→ ENTRIES PROVIDED:
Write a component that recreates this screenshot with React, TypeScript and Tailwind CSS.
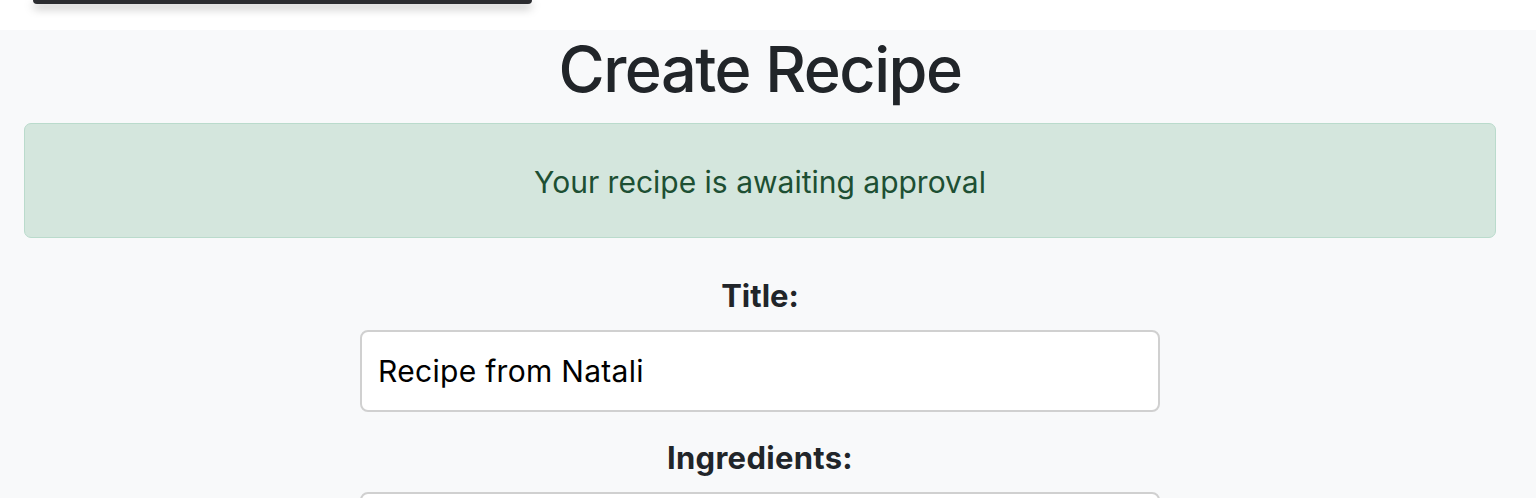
import React, { useState } from "react";

const App: React.FC = () => {
  const [title, setTitle] = useState("Recipe from Natali");
  const [ingredients, setIngredients] = useState("");

  return (
    <div className="min-h-screen bg-[#f8f9fa] font-['Inter','Liberation_Sans',sans-serif] text-[#212529]">
      <div className="h-[30px] bg-white">
        <div className="ml-[33px] h-[4px] w-[499px] rounded-b-[12px] bg-[#2b2c30] shadow-[0_4px_10px_rgba(0,0,0,0.35)]"></div>
      </div>
      <div className="w-[1520px] pb-10">
        <h1 className="text-center text-[63px] font-medium leading-[79px] tracking-[-1.5px]">
          Create Recipe
        </h1>
        <div className="mx-[24px] mt-[14px] flex h-[115px] items-center justify-center rounded-[7px] border border-[#badbcc] bg-[#d4e6dd] pt-[3px] text-[30px] text-[#1d4f33]">
          Your recipe is awaiting approval
        </div>
        <form className="mt-[40px] flex flex-col items-center">
          <label
            htmlFor="title"
            className="mb-4 text-[31px] font-bold leading-9"
          >
            Title:
          </label>
          <input
            id="title"
            type="text"
            value={title}
            onChange={(e) => setTitle(e.target.value)}
            className="h-[82px] w-[800px] rounded-lg border-2 border-[#d0d0d0] bg-white px-4 text-[30px] tracking-[0.3px] text-black outline-none"
          />
          <label
            htmlFor="ingredients"
            className="mb-4 mt-[28px] text-[31px] font-bold leading-9 tracking-[0.3px]"
          >
            Ingredients:
          </label>
          <textarea
            id="ingredients"
            value={ingredients}
            onChange={(e) => setIngredients(e.target.value)}
            className="h-[160px] w-[800px] rounded-lg border-2 border-[#d0d0d0] bg-white px-4 py-3 text-[30px] text-black outline-none"
          />
        </form>
      </div>
    </div>
  );
};

export default App;
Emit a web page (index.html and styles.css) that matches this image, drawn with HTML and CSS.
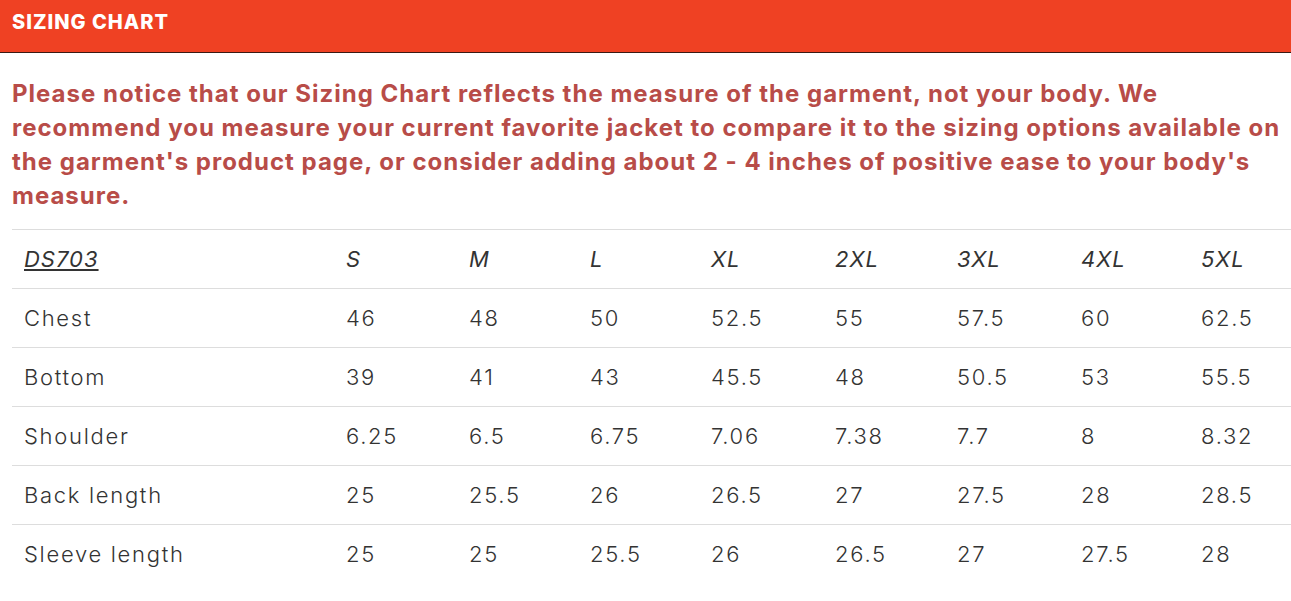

→ STATED GOAL: Pictures are excluded; extract exactly the lines from the start of the data through the line that holds "const [ingredients, setIngredients]", both ends included.

→ RESULT FOR THIS TASK:
Write a component that recreates this screenshot with React, TypeScript and Tailwind CSS.
import React, { useState } from "react";

const App: React.FC = () => {
  const [title, setTitle] = useState("Recipe from Natali");
  const [ingredients, setIngredients] = useState("");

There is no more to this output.